She’s recently penned an “investigative” piece for The Huffington Post on how technology, mechanophilia and robot fetishism have, for lack of a better word, penetrated the public consciousness in recent years.

Carlen Costa

As a logical extension of that postulate, Costa teamed up with Diply and Tech Alley of ISP Canada to 3D print a ribbed, sexual manipulation and satisfaction device.

Okay, that was a little euphemistic even for a family-friendly site like ours. The object in question was a rather bumpy-looking Blue Dildo, and the team took a time lapse video of the build process which you’re probably going to think is perhaps a touch NSFW.

Costa did include a whole list of caveats and warnings regarding the use of the device, so should you want to take on this project yourself, you’d do well to heed her advice on this.

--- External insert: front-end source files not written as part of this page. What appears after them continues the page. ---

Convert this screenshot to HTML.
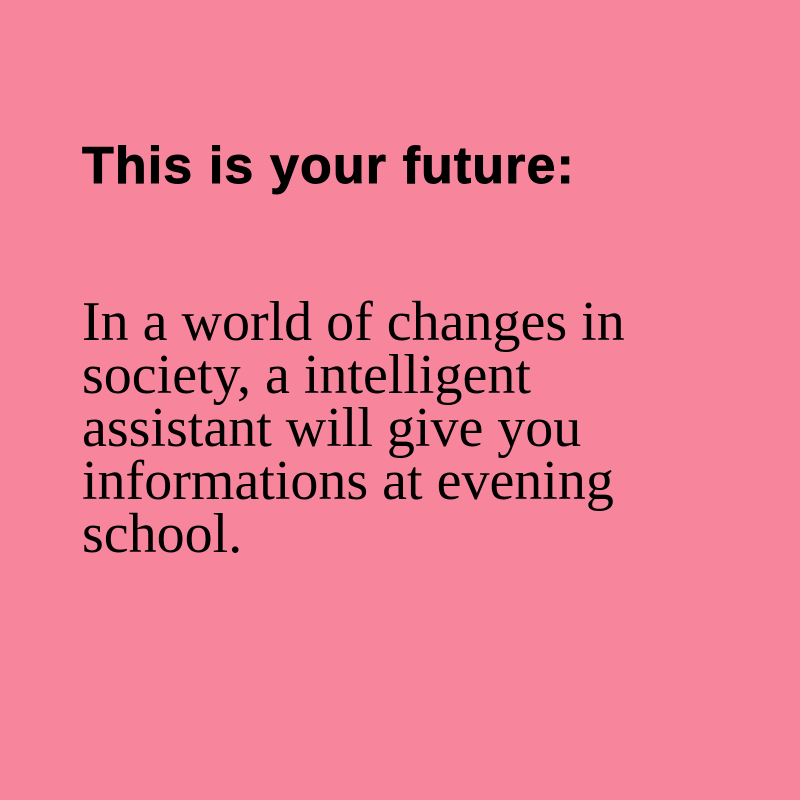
<!DOCTYPE html>
<html><head><style>
html,body{margin:0;padding:0;width:800px;height:800px;background:#f7869d;overflow:hidden}
.t{position:absolute;left:82px;top:140px;font:bold 52px/52px "Liberation Sans",sans-serif;color:#000;white-space:nowrap;letter-spacing:1.1px;-webkit-text-stroke:0.9px #000}
.b{position:absolute;left:82px;top:296px;font:56px/53px "Liberation Serif",serif;color:#000;white-space:nowrap}
</style></head><body>
<div class="t">This is your future:</div>
<div class="b">In a world of changes in<br>society, a intelligent<br>assistant will give you<br>informations at evening<br>school.</div>
</body></html>
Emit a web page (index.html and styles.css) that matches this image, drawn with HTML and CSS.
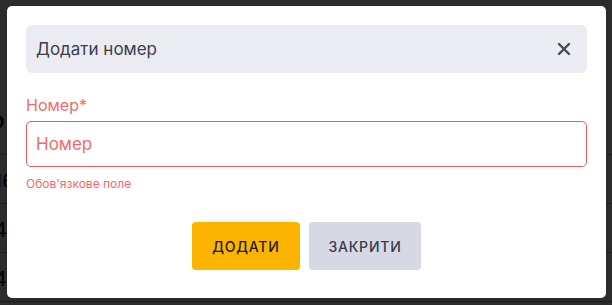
FILE: index.html
```html
<!DOCTYPE html>
<html lang="uk">
<head>
    <meta charset="UTF-8">
    <meta name="viewport" content="width=device-width, initial-scale=1.0">
    <title>Додати номер</title>
    <link rel="stylesheet" href="styles.css">
</head>
<body>

    <!-- Page behind the dialog -->
    <div class="page">
        <div class="page-row page-row-title">Ф</div>
        <div class="page-row">16</div>
        <div class="page-row">4</div>
        <div class="page-row">4</div>
    </div>

    <!-- Dialog -->
    <div class="overlay">
        <div class="modal">
            <div class="modal-header">
                <span class="modal-title">Додати номер</span>
                <button class="modal-close" aria-label="Закрити">
                    <svg width="14" height="14" viewBox="0 0 14 14">
                        <path d="M2 2 L12 12 M12 2 L2 12" stroke="#464a5a" stroke-width="2.4" stroke-linecap="round"/>
                    </svg>
                </button>
            </div>

            <form class="modal-form">
                <label class="field-label" for="number">Номер*</label>
                <input id="number" class="field-input" type="text" placeholder="Номер">
                <div class="field-error">Обов'язкове поле</div>

                <div class="modal-actions">
                    <button type="button" class="btn btn-primary">Додати</button>
                    <button type="button" class="btn btn-secondary">Закрити</button>
                </div>
            </form>
        </div>
    </div>

</body>
</html>
```

FILE: styles.css
```css
* {
    margin: 0;
    padding: 0;
    box-sizing: border-box;
}

body {
    font-family: 'Inter', 'Noto Sans', sans-serif;
    background: #fff;
    width: 612px;
    height: 305px;
    overflow: hidden;
}

/* Page behind */
.page {
    padding-top: 96px;
}

.page-row {
    height: 49px;
    padding: 14px 0 0 0;
    border-bottom: 1px solid #aaa;
    font-size: 20px;
    color: #000;
    text-indent: -6px;
}

.page-row-title {
    height: 59px;
    font-weight: bold;
    text-indent: -12px;
}

/* Overlay + Dialog */
.overlay {
    position: fixed;
    inset: 0;
    background: rgba(0, 0, 0, 0.83);
    padding: 6px 0 0 7px;
}

.modal {
    width: 599px;
    height: 292px;
    background: #fff;
    border-radius: 5px;
    padding: 19px;
}

.modal-header {
    display: flex;
    align-items: center;
    justify-content: space-between;
    height: 48px;
    background: #ebecf1;
    border-radius: 6px;
    padding: 0 16px 0 10px;
}

.modal-title {
    font-size: 17px;
    color: #3b3e4b;
}

.modal-close {
    border: none;
    background: none;
    display: flex;
    cursor: pointer;
}

.modal-form {
    display: flex;
    flex-direction: column;
}

.field-label {
    margin-top: 22px;
    font-size: 16px;
    line-height: 20px;
    color: #f26b6b;
}

.field-input {
    margin-top: 6px;
    height: 46px;
    border: 1px solid #ee5a5a;
    border-radius: 5px;
    padding: 0 9px;
    font-family: inherit;
    font-size: 17px;
    outline: none;
}

.field-input::placeholder {
    color: #f06b6b;
}

.field-error {
    margin-top: 9px;
    font-size: 12px;
    line-height: 16px;
    color: #f06b6b;
}

.modal-actions {
    display: flex;
    justify-content: center;
    gap: 9px;
    margin-top: 30px;
}

.btn {
    height: 48px;
    border: none;
    border-radius: 4px;
    font-family: inherit;
    font-size: 14px;
    font-weight: 500;
    letter-spacing: 0.8px;
    text-transform: uppercase;
    cursor: pointer;
}

.btn-primary {
    width: 108px;
    background: #fbb400;
    color: #1b1b1b;
}

.btn-secondary {
    width: 112px;
    background: #d6d8e3;
    color: #383b48;
}
```
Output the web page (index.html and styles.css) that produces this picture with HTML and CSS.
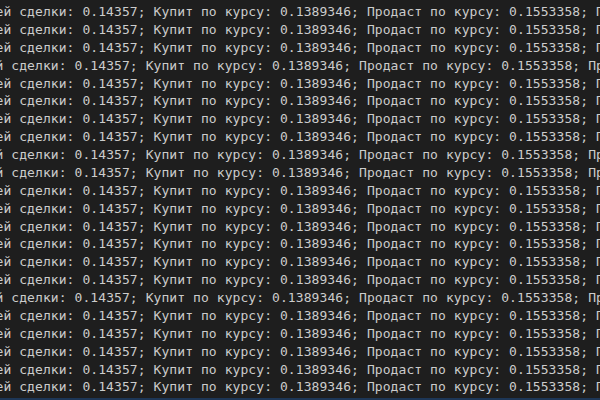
FILE: index.html
```html
<!DOCTYPE html>
<html lang="ru">
<head>
<meta charset="utf-8">
<title>Console</title>
<link rel="stylesheet" href="styles.css">
</head>
<body>
<div class="console">
<div class="line">ей сделки: 0.14357; Купит по курсу: 0.1389346; Продаст по курсу: 0.1553358; Пр</div>
<div class="line">ей сделки: 0.14357; Купит по курсу: 0.1389346; Продаст по курсу: 0.1553358; Пр</div>
<div class="line">ей сделки: 0.14357; Купит по курсу: 0.1389346; Продаст по курсу: 0.1553358; Пр</div>
<div class="line shift">ей сделки: 0.14357; Купит по курсу: 0.1389346; Продаст по курсу: 0.1553358; Пр</div>
<div class="line">ей сделки: 0.14357; Купит по курсу: 0.1389346; Продаст по курсу: 0.1553358; Пр</div>
<div class="line">ей сделки: 0.14357; Купит по курсу: 0.1389346; Продаст по курсу: 0.1553358; Пр</div>
<div class="line">ей сделки: 0.14357; Купит по курсу: 0.1389346; Продаст по курсу: 0.1553358; Пр</div>
<div class="line">ей сделки: 0.14357; Купит по курсу: 0.1389346; Продаст по курсу: 0.1553358; Пр</div>
<div class="line shift">ей сделки: 0.14357; Купит по курсу: 0.1389346; Продаст по курсу: 0.1553358; Пр</div>
<div class="line shift">ей сделки: 0.14357; Купит по курсу: 0.1389346; Продаст по курсу: 0.1553358; Пр</div>
<div class="line">ей сделки: 0.14357; Купит по курсу: 0.1389346; Продаст по курсу: 0.1553358; Пр</div>
<div class="line">ей сделки: 0.14357; Купит по курсу: 0.1389346; Продаст по курсу: 0.1553358; Пр</div>
<div class="line">ей сделки: 0.14357; Купит по курсу: 0.1389346; Продаст по курсу: 0.1553358; Пр</div>
<div class="line">ей сделки: 0.14357; Купит по курсу: 0.1389346; Продаст по курсу: 0.1553358; Пр</div>
<div class="line">ей сделки: 0.14357; Купит по курсу: 0.1389346; Продаст по курсу: 0.1553358; Пр</div>
<div class="line">ей сделки: 0.14357; Купит по курсу: 0.1389346; Продаст по курсу: 0.1553358; Пр</div>
<div class="line shift">ей сделки: 0.14357; Купит по курсу: 0.1389346; Продаст по курсу: 0.1553358; Пр</div>
<div class="line">ей сделки: 0.14357; Купит по курсу: 0.1389346; Продаст по курсу: 0.1553358; Пр</div>
<div class="line">ей сделки: 0.14357; Купит по курсу: 0.1389346; Продаст по курсу: 0.1553358; Пр</div>
<div class="line">ей сделки: 0.14357; Купит по курсу: 0.1389346; Продаст по курсу: 0.1553358; Пр</div>
<div class="line">ей сделки: 0.14357; Купит по курсу: 0.1389346; Продаст по курсу: 0.1553358; Пр</div>
<div class="line">ей сделки: 0.14357; Купит по курсу: 0.1389346; Продаст по курсу: 0.1553358; Пр</div>
</div>
</body>
</html>
```
FILE: styles.css
```css
html, body {
  margin: 0;
  padding: 0;
  background: #1e1e1e;
}
.console {
  box-sizing: border-box;
  width: 600px;
  height: 400px;
  overflow: hidden;
  padding-top: 3px;
  background: #1e1e1e;
  border-bottom: 2px solid #1d3656;
  color: #cccccc;
  font-family: "DejaVu Sans Mono", "Liberation Mono", monospace;
  font-size: 13px;
  letter-spacing: 0.075px;
  line-height: 17.88px;
}
.line {
  white-space: pre;
  margin-left: -4.5px;
}
.line.shift {
  margin-left: -12.4px;
}
```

The Good Doctor says that while there are a bunch of, ahem, ‘open source’ product designs which you could use to prepare this 3D Printed Wedding Tackle – she got her files from SexShop3D.com – she says using “a sex toy hot off the press is not recommended and can lead to a higher risk of injury and health concerns.”

While the Doctor was more than willing to share the experience of using a 3D printer to build what might be called a 3D Johnson, she did fail to mention whether or not she actually, in the spirit of scientific rigor, performed any personal or volunteer testing of the Blue Device.

She did provide some tips and tricks as it were, and one of them made me involuntarily suffer a bit of a vicarious cringe: “Polish your sex toy using sandpaper. As 3D printing technology works by making an object layer by layer, microscopic gaps and ridges create the probability of the product being dangerous for internal use.”

Sandpaper. Yowch.

I have no idea what this is…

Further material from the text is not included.